7.19.2007

The four-letter word in paint

Painting your house is similar to having a new baby. Years pass, and you forget just how tough it was at the time. You forget the mess and the smell and the discomfort and remember only the happy glow of the new and fresh.

This is why couples have more than one child, and it’s why I volunteered last summer to paint my old house.

Painting may be the lowest common denominator of home projects. You might not be able to replace a window pane or service your own furnace, but you can slap paint on something, given the opportunity.

Of course, such relative simplicity can be deceiving, leading us to tackle much more than we should. Unrealistic goals lead to slip-ups like the dingy window frames in one bedroom at our house, missed when we last painted six years earlier.

Most of our interior was a color I called "What-were-we-thinking Pink," though the paint company called it "Windsor Rose." It went on our walls the color of Pepto-Bismol and dried to a pale pink that looked fine as long as no light shone directly on it. We’d lived with that paint for six years and two small boys, and it was time for a change.

My wife and I visited the home improvement store and leafed through samples and took home paint chips and finally settled on a light taupe called "Renoir Bisque." Other finalists included "Sandrock," "Foggy Day" and "Gray Moth." For the woodwork and trim, we chose an enamel called "Pure White."

We also bought rollers and brushes and pans and sponges and yardsticks and masking tape. We considered one of those power rollers, but the house isn’t that big and, heck, we’d only use it every six years.

We got everything home, and I began doing a little prep work every day -- scraping and spackling and sanding and scrubbing.

Six years before, my wife and I had painted the house together, but this time I was doing it mostly alone. I’m a househusband now, and I had endless days to concentrate on the paint job and really do it right.

It took a month.

Partly, that’s because I could only apply paint when the boys were at Grandma’s house. Kids and wet paint don’t mix. Partly, it’s because I spent an enormous amount of time edging everything in miles of masking tape, trying for crisp edges around the ornamental woodwork. I went back to the store three times for more tape. My motto: Tape it now or scrape it later.

But the main reason it took so long is that I needed to rest a lot. House-painting is like doing aerobics all day long -- up and down and back and forth, now s-t-r-e-t-c-h. You use muscles that normally get to just lie around in your arms and legs and shoulders, filing their nails and smoking cigarettes and waiting for an alarm call. And, let’s face it, I’m not as young as I used to be. It had been six years since I'd last hefted a roller.

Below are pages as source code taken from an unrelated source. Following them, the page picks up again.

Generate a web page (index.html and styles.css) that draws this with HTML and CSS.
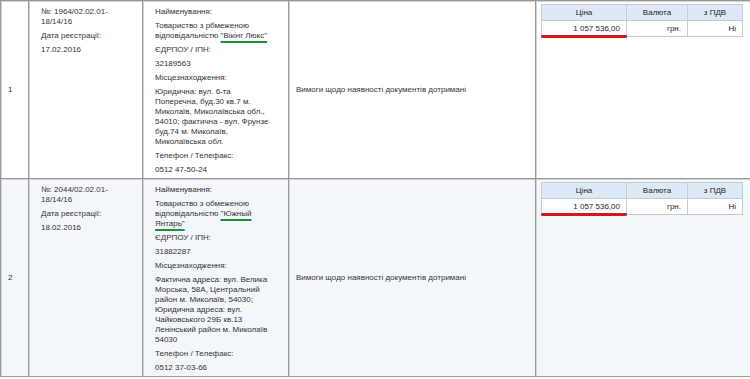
FILE: index.html
```html
<!DOCTYPE html>
<html lang="uk">
<head>
<meta charset="utf-8">
<title>Пропозиції</title>
<link rel="stylesheet" href="styles.css">
</head>
<body>
<table class="grid">
  <colgroup>
    <col class="c-num"><col class="c-reg"><col class="c-org"><col class="c-req"><col class="c-price">
  </colgroup>
  <tr class="row">
    <td class="num">1</td>
    <td class="info">
      <p>№: 1964/02.02.01-<br>18/14/16</p>
      <p>Дата реєстрації:</p>
      <p>17.02.2016</p>
    </td>
    <td class="info org">
      <p>Найменування:</p>
      <p>Товариство з рбмеженою<br>відповідальністю <span class="mark">"Вікінг Люкс"</span></p>
      <p>ЄДРПОУ / ІПН:</p>
      <p>32189563</p>
      <p>Місцезнаходження:</p>
      <p>Юридична: вул. 6-та<br>Поперечна, буд.30 кв.7 м.<br>Миколаїв, Миколаївська обл.,<br>54010; фактична - вул. Фрунзе<br>буд.74 м. Миколаїв,<br>Миколаївська обл.</p>
      <p>Телефон / Телефакс:</p>
      <p>0512 47-50-24</p>
    </td>
    <td class="req">Вимоги щодо наявності документів дотримані</td>
    <td class="price">
      <table class="pt">
        <colgroup><col class="p1"><col class="p2"><col class="p3"></colgroup>
        <tr><th>Ціна</th><th>Валюта</th><th>з ПДВ</th></tr>
        <tr><td class="amount">1 057 536,00</td><td>грн.</td><td>Ні</td></tr>
      </table>
    </td>
  </tr>
  <tr class="row alt">
    <td class="num">2</td>
    <td class="info">
      <p>№: 2044/02.02.01-<br>18/14/16</p>
      <p>Дата реєстрації:</p>
      <p>18.02.2016</p>
    </td>
    <td class="info org">
      <p>Найменування:</p>
      <p>Товариство з обмеженою<br>відповідальністю <span class="mark">"Южный<br>Янтарь"</span></p>
      <p>ЄДРПОУ / ІПН:</p>
      <p>31882287</p>
      <p>Місцезнаходження:</p>
      <p>Фактична адреса: вул. Велика<br>Морська, 58А, Центральний<br>район м. Миколаїв, 54030;<br>Юридична адреса: вул.<br>Чайковського 29Б кв.13<br>Ленінський район м. Миколаїв<br>54030</p>
      <p>Телефон / Телефакс:</p>
      <p>0512 37-03-66</p>
    </td>
    <td class="req">Вимоги щодо наявності документів дотримані</td>
    <td class="price">
      <table class="pt">
        <colgroup><col class="p1"><col class="p2"><col class="p3"></colgroup>
        <tr><th>Ціна</th><th>Валюта</th><th>з ПДВ</th></tr>
        <tr><td class="amount">1 057 536,00</td><td>грн.</td><td>Ні</td></tr>
      </table>
    </td>
  </tr>
</table>
</body>
</html>
```
FILE: styles.css
```css
html, body {
  margin: 0;
  padding: 0;
  background: #ffffff;
}
body {
  font-family: "Liberation Sans", Arial, sans-serif;
  font-size: 8px;
  line-height: 10px;
  color: #333333;
}
.grid {
  width: 750px;
  table-layout: fixed;
  border-collapse: collapse;
}
.c-num { width: 28px; }
.c-reg { width: 114px; }
.c-org { width: 146px; }
.c-req { width: 247px; }
.c-price { width: 215px; }

.grid > tbody > tr > td,
.grid > tr > td {
  border: 1px solid #999999;
  box-shadow: inset 1px 1px 0 #d2d2d2;
}
.row { background: #ffffff; }
.row.alt { background: #f3f6fa; }

.num {
  vertical-align: middle;
  padding: 0 0 0 7px;
}
.info {
  vertical-align: top;
  padding: 6px 6px 3px 12px;
}
.info p {
  margin: 0 0 4px 0;
}
.info p:last-child { margin-bottom: 0; }
.req {
  vertical-align: middle;
  padding: 0 0 0 7px;
}
.price {
  vertical-align: top;
  padding: 3px 0 0 5px;
}
.mark {
  text-decoration: underline;
  text-decoration-color: #17913a;
  text-decoration-thickness: 2px;
  text-underline-offset: 3px;
}

.pt {
  width: 201px;
  table-layout: fixed;
  border-collapse: collapse;
}
.p1 { width: 85px; }
.p2 { width: 61px; }
.p3 { width: 55px; }
.pt th, .pt td {
  border: 1px solid #c3ccd6;
  height: 15px;
  padding: 0 6px;
}
.pt th {
  background: #dde9f6;
  font-weight: normal;
  color: #1e1e1e;
  text-align: center;
}
.pt td {
  background: #ffffff;
  text-align: right;
  color: #1e1e1e;
}
.pt td.amount {
  position: relative;
}
.pt td.amount::after {
  content: "";
  position: absolute;
  left: -1px;
  right: -1px;
  bottom: -2px;
  height: 3px;
  border-radius: 2px;
  background: #d3161b;
}
```
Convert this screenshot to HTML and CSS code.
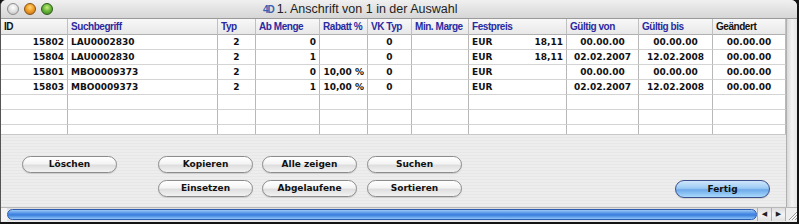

In paint, I learned, there is pain.

Despite the aching muscles, painting can be a Zen experience once you find your rhythm, graceful in its smoothness and economy of movement. In fact, it might be almost enjoyable if it weren’t for the paint itself. Why does paint have to be a liquid, subject to the vagaries of gravity and spill? Most of the time, I was covered in Renoir Bisque.

It didn’t help that the latex paint appeared a radioactive lavender when it was wet and I was blithely coating my house with it. It lightened as it dried, ending up just the right shade of taupey tan. I think paint manufacturers make it happen that way to drive us all crazy. Their little joke.

It's been nearly a year now, and the place still looks pretty good. But already I find myself thinking: Maybe down the road, say six years from now, I’ll be up to doing it again.